Edited By Lorelei L. Hanson

2018 | Athabasca University Press (external site)
Copy Available: Yes

Language: English
ISBN: 9781771992152


“As governments at all levels struggle with how to address the impacts of climate change while at the same time seeking to build popular support for policies addressing its causes, Public Deliberation on Climate Change provides valuable lessons on how governments can and should be engaging the public in new and more meaningful ways. The experiences of the Alberta Climate Dialogue initiative provide an important framework for constructive public deliberations and an honest on-the-ground assessment of the pitfalls and successes of the various methodologies undertaken. It is a must-read for anyone interested in public policy, public engagement, and democratic deliberation.”
—Ricardo Acuña, Executive Director, Parkland Institute

There exists in both academic and political circles a growing interest in public deliberation as an alternative to the sometimes adversarial and polarizing public engagement activities that result in the pitting of experts against lay people. Proponents of public deliberation claim that a more deliberative process can engage a diversity of participants in a more guided process that better balances expert knowledge and citizen inclusion. Such an approach holds particular promise where citizens and governments engage in discussions of the most complex and intractable issues like climate change.
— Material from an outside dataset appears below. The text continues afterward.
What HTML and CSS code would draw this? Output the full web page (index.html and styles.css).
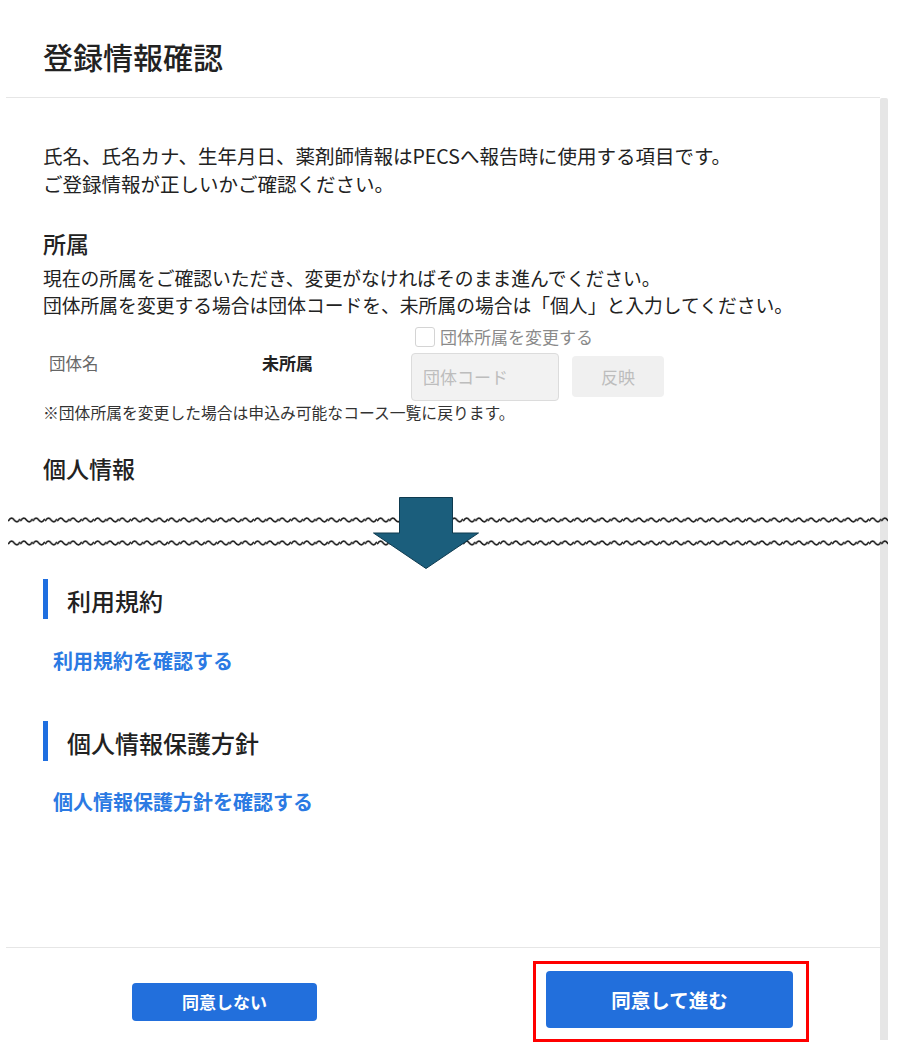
FILE: index.html
```html
<!DOCTYPE html>
<html lang="ja">
<head>
<meta charset="utf-8">
<title>登録情報確認</title>
<link rel="stylesheet" href="styles.css">
</head>
<body>
<div class="modal">
  <header class="modal-header">
    <h1 class="title">登録情報確認</h1>
  </header>
  <div class="modal-main">
    <div class="modal-col">
      <div class="modal-body">
        <p class="lead">氏名、氏名カナ、生年月日、薬剤師情報はPECSへ報告時に使用する項目です。<br>ご登録情報が正しいかご確認ください。</p>

        <h2 class="sub">所属</h2>
        <p class="desc">現在の所属をご確認いただき、変更がなければそのまま進んでください。<br>団体所属を変更する場合は団体コードを、未所属の場合は「個人」と入力してください。</p>

        <div class="org-row">
          <div class="org-label">団体名</div>
          <div class="org-value">未所属</div>
          <div class="org-edit">
            <label class="check"><span class="box"></span>団体所属を変更する</label>
            <div class="code-row">
              <input class="code-input" type="text" placeholder="団体コード" disabled>
              <button class="reflect" type="button" disabled>反映</button>
            </div>
          </div>
        </div>
        <p class="note">※団体所属を変更した場合は申込み可能なコース一覧に戻ります。</p>

        <h2 class="sub sub-personal">個人情報</h2>

        <div class="cut">
          <svg class="wave" viewBox="0 0 880 8" preserveAspectRatio="none">
            <defs>
              <pattern id="w1" width="12.3" height="8" patternUnits="userSpaceOnUse">
                <path d="M0.6 4.6 C2.4 1.4 4.4 1.6 6.15 4 C7.9 6.4 9.9 6.6 11.7 3.4" fill="none" stroke="#222" stroke-width="1.7" stroke-linecap="round"/>
              </pattern>
            </defs>
            <rect width="880" height="8" fill="url(#w1)"/>
          </svg>
          <svg class="wave" viewBox="0 0 880 8" preserveAspectRatio="none">
            <defs>
              <pattern id="w2" width="12.3" height="8" patternUnits="userSpaceOnUse">
                <path d="M0.6 4.6 C2.4 1.4 4.4 1.6 6.15 4 C7.9 6.4 9.9 6.6 11.7 3.4" fill="none" stroke="#222" stroke-width="1.7" stroke-linecap="round"/>
              </pattern>
            </defs>
            <rect width="880" height="8" fill="url(#w2)"/>
          </svg>
          <svg class="arrow" viewBox="0 0 106 72">
            <polygon points="26.5,0.5 79.5,0.5 79.5,36 105.5,36 53,71.5 0.5,36 26.5,36" fill="#1b5e7c" stroke="#0e3a4f" stroke-width="1"/>
          </svg>
        </div>

        <section class="sec">
          <h3 class="sec-title"><span class="bar"></span><span class="sec-text">利用規約</span></h3>
          <a class="link" href="#">利用規約を確認する</a>
        </section>

        <section class="sec sec-second">
          <h3 class="sec-title"><span class="bar"></span><span class="sec-text">個人情報保護方針</span></h3>
          <a class="link link-second" href="#">個人情報保護方針を確認する</a>
        </section>
      </div>

      <footer class="modal-footer">
        <button class="btn btn-decline" type="button">同意しない</button>
        <div class="highlight">
          <button class="btn btn-agree" type="button">同意して進む</button>
        </div>
      </footer>
    </div>
    <div class="scrollbar"></div>
  </div>
</div>
</body>
</html>
```

FILE: styles.css
```css
html, body {
  margin: 0;
  padding: 0;
  background: #fff;
}

body {
  font-family: "Noto Sans CJK JP", "Noto Sans", sans-serif;
  color: #222;
}

.modal {
  margin-left: 6px;
  width: 882px;
}

.modal-header {
  width: 874px;
  box-sizing: border-box;
  padding: 36px 37px 21px;
  border-bottom: 1px solid #e6e6e6;
}

.title {
  margin: 0;
  font-size: 30px;
  line-height: 40px;
  font-weight: 500;
  color: #222;
}

.modal-main {
  display: flex;
  align-items: flex-start;
}

.modal-col {
  width: 874px;
}

.scrollbar {
  width: 8px;
  height: 942px;
  background: #e6e6e6;
  border-radius: 2px 2px 0 0;
}

.modal-body {
  height: 849px;
  box-sizing: border-box;
  padding: 44px 37px 0;
}

.lead {
  margin: 0;
  font-size: 19.5px;
  line-height: 28px;
}

.sub {
  margin: 30px 0 0;
  font-size: 23px;
  line-height: 30px;
  font-weight: 500;
}

.sub-personal {
  margin-top: 29px;
}

.desc {
  margin: 6px 0 0;
  font-size: 18.8px;
  line-height: 27px;
}

.org-row {
  display: flex;
  align-items: center;
  margin-top: 7px;
  padding-left: 6px;
}

.org-label {
  width: 213px;
  font-size: 16.5px;
  line-height: 24px;
  color: #666;
}

.org-value {
  width: 149px;
  font-size: 17px;
  line-height: 24px;
  font-weight: 700;
  color: #222;
}

.org-edit {
  display: flex;
  flex-direction: column;
  gap: 3.5px;
}

.check {
  display: flex;
  align-items: center;
  gap: 5px;
  margin-left: 4px;
  font-size: 17px;
  line-height: 24px;
  color: #8a8a8a;
}

.box {
  width: 18px;
  height: 18px;
  border: 1px solid #d4d4d4;
  border-radius: 3px;
  background: #fff;
}

.code-row {
  display: flex;
  align-items: center;
  gap: 13px;
}

.code-input {
  width: 148px;
  height: 48px;
  box-sizing: border-box;
  margin: 0;
  padding: 0 11px;
  border: 1px solid #dcdcdc;
  border-radius: 4px;
  background: #f2f2f2;
  font-family: "Noto Sans CJK JP", "Noto Sans", sans-serif;
  font-size: 17px;
  color: #bbb;
}

.code-input::placeholder {
  color: #bdbdbd;
}

.reflect {
  width: 92px;
  height: 41px;
  margin: 0;
  padding: 0;
  border: 0;
  border-radius: 4px;
  background: #f0f0f0;
  font-family: "Noto Sans CJK JP", "Noto Sans", sans-serif;
  font-size: 17px;
  color: #bdbdbd;
}

.note {
  margin: 1px 0 0;
  font-size: 15.8px;
  line-height: 22px;
  color: #333;
}

.cut {
  position: relative;
  margin: 33px 0 0 -35px;
  width: 880px;
  display: flex;
  flex-direction: column;
  gap: 15px;
}

.wave {
  display: block;
  width: 880px;
  height: 8px;
}

.arrow {
  position: absolute;
  left: 365px;
  top: -19px;
  width: 106px;
  height: 72px;
}

.sec-title {
  display: flex;
  align-items: flex-start;
  gap: 19px;
  margin: 32px 0 0;
  font-size: 24px;
  font-weight: 500;
  color: #222;
}

.sec-second .sec-title {
  margin-top: 46px;
}

.bar {
  width: 5px;
  height: 40px;
  background: #1f6fe0;
  flex: none;
}

.sec-text {
  padding-top: 2px;
  line-height: 40px;
}

.link {
  display: block;
  margin: 26px 0 0 10px;
  font-size: 20px;
  line-height: 28px;
  font-weight: 700;
  color: #2b7ae3;
  text-decoration: none;
}

.link-second {
  margin-top: 25px;
}

.modal-footer {
  border-top: 1px solid #e6e6e6;
  display: grid;
  grid-template-columns: 1fr 1fr;
  align-items: center;
  padding-top: 13px;
}

.btn {
  margin: 0;
  padding: 0;
  border: 0;
  border-radius: 4px;
  background: #226fdc;
  color: #fff;
  font-family: "Noto Sans CJK JP", "Noto Sans", sans-serif;
  font-weight: 700;
}

.btn-decline {
  justify-self: center;
  width: 185px;
  height: 38px;
  font-size: 17px;
}

.highlight {
  justify-self: center;
  margin-left: 19px;
  border: 3px solid #ff0000;
  padding: 7px 13px 11px 10px;
}

.btn-agree {
  display: block;
  width: 247px;
  height: 57px;
  font-size: 19.5px;
}
```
Given the host of challenges climate governance presents and the global consequences of our response to them, the experience and knowledge shared by Hanson and the contributors to Public Deliberation on Climate Change provide an important framework for advancing public conversations and processes on this and other wicked problems. The lessons contained in the volume were gained as a result of a five year multidisciplinary, community-university research project called Alberta Climate Dialogue (ABCD), which drew together scholars, practitioners, citizens, civil society members, and government officials from across Alberta at four public deliberations. By highlighting the value tensions and trade-offs and examining the impact that the design of the deliberations has on policy and the creation of conditions that encourage exchange, the contributors aim to build capacity within our institutions and society to find new ways to discuss and solve complex problems.